Understanding Python's range helps grasp np.arange() basics, but knowing np.arange() supports decimals and returns arrays unlocks its power in numerical computing.

np.linspace()

np.linspace() builds on the idea of generating ranges but focuses on fixed number of points instead of step size.

Knowing the difference between step-based and count-based range generation helps choose the right tool for precise data sampling.

Digital audio sampling

Both np.arange() and audio sampling involve generating evenly spaced points over time or space.

Recognizing that np.arange() mimics how digital audio samples sound waves at fixed intervals connects data science to signal processing concepts.

Common Pitfalls

#1Using np.arange() with floating point step expecting exact endpoint inclusion.

Wrong approach:np.arange(0, 1, 0.1) # Expecting array to include 1.0

Correct approach:np.linspace(0, 1, 11) # Includes 1.0 exactly with 11 points

Root cause:Misunderstanding floating point precision and how np.arange() excludes the stop value.

#2Assuming np.arange(stop) starts at 1 instead of 0.
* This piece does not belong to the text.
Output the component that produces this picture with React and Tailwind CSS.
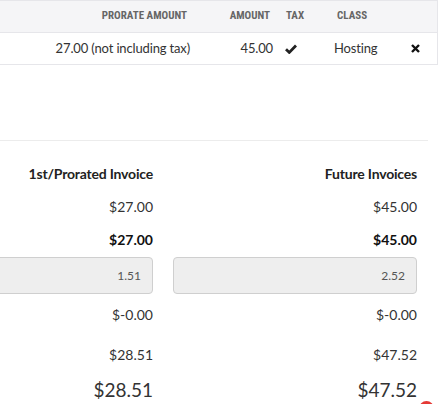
import React from "react";

const body = { fontFamily: '"Source Sans Pro", Lato, "Open Sans", sans-serif' };
const head = { fontFamily: '"Roboto Condensed", "Liberation Sans Narrow", "DejaVu Sans Condensed", Roboto, sans-serif' };

function Check() {
  return (
    <svg width="12" height="10" viewBox="0 0 12 10">
      <path d="M1 5.2 L4.3 8.4 L11 1.6" stroke="#222" strokeWidth="2.8" fill="none" strokeLinejoin="miter" />
    </svg>
  );
}

function Cross() {
  return (
    <svg width="9" height="9" viewBox="0 0 9 9">
      <path d="M1 1 L8 8 M8 1 L1 8" stroke="#111" strokeWidth="2.4" strokeLinecap="butt" />
    </svg>
  );
}

function Col({ title, a, b, input, c, d, e }) {
  return (
    <div className="flex flex-col items-stretch text-right text-[#333]">
      <div className="h-[34px] flex items-center justify-end text-[14px] font-bold text-[#222] tracking-[-0.2px]">{title}</div>
      <div className="h-[33px] flex items-center justify-end text-[14px]">{a}</div>
      <div className="h-[33px] flex items-center justify-end text-[14px] font-bold text-[#111]">{b}</div>
      <div className="h-[37px] mt-[1px] flex items-center justify-end rounded-[4px] border border-[#cfcfcf] bg-[#eeeeee] pr-[11px] text-[12px] text-[#555]">
        {input}
      </div>
      <div className="h-[40px] flex items-center justify-end text-[14px]">{c}</div>
      <div className="h-[40px] flex items-center justify-end text-[14px]">{d}</div>
      <div className="h-[32px] flex items-center justify-end text-[19px]">{e}</div>
    </div>
  );
}

export default function App() {
  return (
    <div className="relative w-[441px] h-[404px] overflow-hidden bg-white" style={body}>
      <div className="w-[438px] border-t border-r border-b border-[#e6e6ea]">
        <div className="h-[32px] flex items-center bg-[#f5f5f7] border-b border-[#e6e6ea] text-[11px] font-bold text-[#666] uppercase" style={head}>
          <div className="w-[187px] text-right">Prorate Amount</div>
          <div className="w-[83px] text-right">Amount</div>
          <div className="w-[16px]" />
          <div className="w-[51px]">Tax</div>
          <div className="w-[40px]">Class</div>
        </div>
        <div className="h-[31px] flex items-center text-[13px] text-[#333] tracking-[-0.15px]">
          <div className="w-[190px] text-right">27.00 (not including tax)</div>
          <div className="w-[83px] text-right">45.00</div>
          <div className="w-[12px]" />
          <div className="w-[49px] flex items-center"><Check /></div>
          <div className="w-[77px]">Hosting</div>
          <div className="flex items-center"><Cross /></div>
        </div>
      </div>
      <div className="mt-[75px] w-[428px] border-t border-[#ececec]" />
      <div className="ml-[-91px] grid grid-cols-[244px_244px] gap-x-[20px] pt-[15px]">
        <Col title="1st/Prorated Invoice" a="$27.00" b="$27.00" input="1.51" c="$-0.00" d="$28.51" e="$28.51" />
        <Col title="Future Invoices" a="$45.00" b="$45.00" input="2.52" c="$-0.00" d="$47.52" e="$47.52" />
      </div>
      <div className="absolute left-[419px] top-[401px] w-[15px] h-[15px] rounded-full bg-[#e53935]" />
    </div>
  );
}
Wrong approach:np.arange(5) # Expecting [1, 2, 3, 4, 5]

Correct approach:np.arange(5) # Actually returns [0, 1, 2, 3, 4]

Root cause:Confusing np.arange() with human counting or other functions that start at 1.

#3Using very small step sizes without considering memory usage.

Wrong approach:np.arange(0, 1, 0.000001) # Generates 1 million points eagerly

Correct approach:Use np.linspace(0, 1, 1000) # Generates 1000 points efficiently

Root cause:Not realizing np.arange() creates all points in memory, which can cause slowdowns or crashes.

Key Takeaways

np.arange() generates arrays of numbers starting from a start value, increasing by a step, and stopping before a stop value.

It supports integer and floating point steps but floating point steps can cause rounding errors and unexpected lengths.

np.arange() excludes the stop value, which is a common source of off-by-one errors.

For precise control over the number of points or exact inclusion of endpoints, np.linspace() is often a better choice.

Understanding np.arange() helps you quickly create ranges for data analysis, simulations, and plotting in numpy.